Furthermore, the emergence of the alliance seems to undermine the charter of ECOWAS and raises questions about the future of the regional organization. While various military cooperation and alliances exist within the ECOWAS region, the AES contradicts the principles of the regional organization, which does not recognize military rule. This brings to the forefront the challenges and choices that lie ahead for ECOWAS.
Additionally, the alliance's freedom to cooperate with any external interest of its choice has global political implications. In 2022, Ghana's President Nana Akufo-Addo openly objected to the possibility of dealing with the presence of Wagner forces in Burkina Faso. He believed that Burkina Faso had invited the Russian PMC to assist with security, although Burkina Faso denied it. This potential presence of Wagner in Burkina Faso, coupled with their existing presence in Mali, may not be objected to by other West African states, as these countries are technically members of ECOWAS.

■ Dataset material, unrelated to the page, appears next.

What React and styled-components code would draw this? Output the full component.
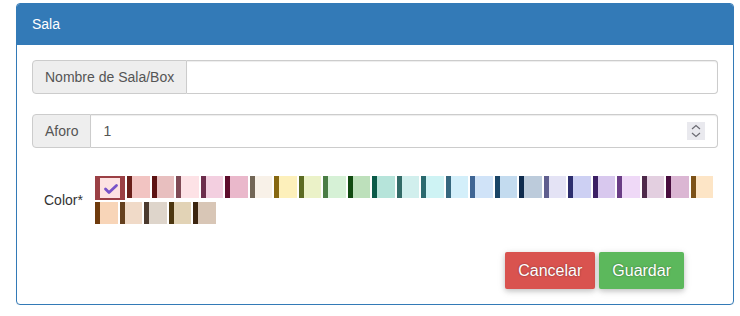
import styled, { createGlobalStyle } from 'styled-components';
import { useState } from 'react';

const GlobalStyle = createGlobalStyle`
  body {
    margin: 0;
    background: #fff;
    font-family: "Liberation Sans", Arial, Helvetica, sans-serif;
    font-size: 14px;
    color: #333;
  }
  * {
    box-sizing: border-box;
  }
`;

// [dark strip, light fill]
const colors = [
  ['#9b4045', '#fde2e2'],
  ['#6a1f1a', '#f2c4c2'],
  ['#5c1212', '#e8bfbf'],
  ['#7f4a55', '#fde2e6'],
  ['#6d2e4d', '#f3cfe0'],
  ['#5e0d2c', '#eab8cb'],
  ['#726656', '#f8f1e8'],
  ['#866710', '#fdf0bb'],
  ['#5b6b22', '#ebf2c8'],
  ['#4a7d45', '#d6f1d6'],
  ['#114a10', '#bde0bb'],
  ['#0a5a48', '#b6e4da'],
  ['#336b67', '#d1efed'],
  ['#2a6a6e', '#cef3f4'],
  ['#36677e', '#d3effa'],
  ['#3f6594', '#d0e3f8'],
  ['#1a4566', '#c3dbef'],
  ['#0f2b4d', '#bccbdb'],
  ['#5f5e8e', '#e4e3f5'],
  ['#2d2e6e', '#cdd0f3'],
  ['#3b1f64', '#d8c8ee'],
  ['#6a3d86', '#efd9f7'],
  ['#4e2a4a', '#e3cfe0'],
  ['#480d3e', '#dbb6d3'],
  ['#7d5218', '#fde5c6'],
  ['#6f3b0d', '#f8d5b8'],
  ['#65401e', '#f0dac8'],
  ['#4b3a2e', '#ded5cb'],
  ['#4d3710', '#e2d3b6'],
  ['#3c2510', '#d8c6b6'],
];

export default function App() {
  const [name, setName] = useState('');
  const [aforo, setAforo] = useState('1');
  const [selected, setSelected] = useState(0);

  return (
    <Page>
      <GlobalStyle />
      <Panel>
        <PanelHeading>Sala</PanelHeading>
        <PanelBody>
          <InputGroup>
            <Addon>Nombre de Sala/Box</Addon>
            <Field>
              <TextInput value={name} onChange={(e) => setName(e.target.value)} />
            </Field>
          </InputGroup>

          <InputGroup $mb='28px'>
            <Addon>Aforo</Addon>
            <Field>
              <TextInput value={aforo} onChange={(e) => setAforo(e.target.value)} />
              <Spinner width='18' height='18' viewBox='0 0 18 18'>
                <rect width='18' height='18' fill='#e9e9ee' />
                <polyline points='5,7 9,3.5 13,7' fill='none' stroke='#6b6b72' strokeWidth='1.2' />
                <polyline points='5,11 9,14.5 13,11' fill='none' stroke='#6b6b72' strokeWidth='1.2' />
              </Spinner>
            </Field>
          </InputGroup>

          <ColorRow>
            <ColorLabel>Color*</ColorLabel>
            <Swatches>
              {colors.map(([dark, light], i) =>
                i === selected ? (
                  <SelectedSwatch key={i} $border={dark} $fill={light} onClick={() => setSelected(i)}>
                    <svg width='20' height='20' viewBox='0 0 20 20'>
                      <polyline
                        points='5.5,11 9,14.5 16.5,7.5'
                        fill='none'
                        stroke='#7852c8'
                        strokeWidth='2.8'
                        strokeLinecap='round'
                        strokeLinejoin='round'
                      />
                    </svg>
                  </SelectedSwatch>
                ) : (
                  <Swatch key={i} $dark={dark} $light={light} onClick={() => setSelected(i)} />
                ),
              )}
            </Swatches>
          </ColorRow>

          <Actions>
            <Button $bg='#d9534f'>Cancelar</Button>
            <Button $bg='#5cb85c'>Guardar</Button>
          </Actions>
        </PanelBody>
      </Panel>
    </Page>
  );
}

const Page = styled.div`
  padding: 3px 6px 0 16px;
`;

const Panel = styled.div`
  width: 718px;
  border: 1px solid #337ab7;
  border-radius: 4px;
  background: #fff;
  box-shadow: 0 1px 1px rgba(0, 0, 0, 0.05);
  overflow: hidden;
`;

const PanelHeading = styled.div`
  background: #337ab7;
  color: #fff;
  padding: 10px 15px;
  line-height: 20px;
  font-size: 14px;
  border-bottom: 1px solid #337ab7;
`;

const PanelBody = styled.div`
  padding: 15px;
`;

const InputGroup = styled.div`
  display: flex;
  height: 34px;
  margin-bottom: ${(props) => props.$mb || '20px'};
`;

const Addon = styled.span`
  display: flex;
  align-items: center;
  padding: 6px 12px;
  background: #eee;
  border: 1px solid #ccc;
  border-radius: 4px 0 0 4px;
  color: #555;
  line-height: 20px;
  white-space: nowrap;
`;

const Field = styled.div`
  flex: 1;
  display: flex;
  align-items: center;
  padding: 6px 12px;
  border: 1px solid #ccc;
  border-left: 0;
  border-radius: 0 4px 4px 0;
  box-shadow: inset 0 1px 1px rgba(0, 0, 0, 0.075);
`;

const TextInput = styled.input`
  flex: 1;
  min-width: 0;
  border: none;
  outline: none;
  padding: 0;
  background: transparent;
  font: inherit;
  color: #555;
  line-height: 20px;
`;

const Spinner = styled.svg`
  display: block;
  flex: none;
`;

const ColorRow = styled.div`
  display: flex;
  align-items: center;
  margin-bottom: 28px;
`;

const ColorLabel = styled.label`
  width: 63px;
  flex: none;
  padding-left: 12px;
  color: #333;
`;

const Swatches = styled.div`
  flex: 1;
  display: flex;
  flex-wrap: wrap;
  align-items: flex-start;
  column-gap: 2px;
  row-gap: 2px;
`;

const Swatch = styled.span`
  width: 22.5px;
  height: 22px;
  background: ${(props) => props.$light};
  border-left: 5px solid ${(props) => props.$dark};
  cursor: pointer;
`;

const SelectedSwatch = styled.span`
  display: flex;
  width: 30px;
  height: 24px;
  background: ${(props) => props.$fill};
  border: solid ${(props) => props.$border};
  border-width: 2px 5px;
  cursor: pointer;
  svg {
    display: block;
  }
`;

const Actions = styled.div`
  display: flex;
  justify-content: flex-end;
  gap: 4px;
  padding-right: 34px;
`;

const Button = styled.button`
  height: 37px;
  padding: 0 13px;
  border: none;
  border-radius: 2px;
  background: ${(props) => props.$bg};
  color: #fff;
  font-family: inherit;
  font-size: 16px;
  text-shadow: 0 0 2px rgba(0, 0, 0, 0.45);
  box-shadow: 0 2px 5px rgba(0, 0, 0, 0.16), 0 2px 8px rgba(0, 0, 0, 0.12);
  cursor: pointer;
`;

As ECOWAS member states, these countries present a challenge to the regional body, which must decide whether to adapt to the prevailing realities or adhere to its principles to achieve desired goals in these states. Both choices present considerable difficulties for the regional bloc, which was established in 1975.
In conclusion, the formation of the Sahel Alliance and the evolving political and security landscape in Mali, Burkina Faso, and Niger underscore the importance for stakeholders to remain proactive and attentive. Organizations and individuals operating or residing in the region should stay vigilant, closely monitor the situation, and be prepared for potential disruptions caused by shifting security and political events. By maintaining a proactive stance and staying attuned to developments, stakeholders can effectively navigate the dynamic environment and safeguard their interests amidst changing circumstances.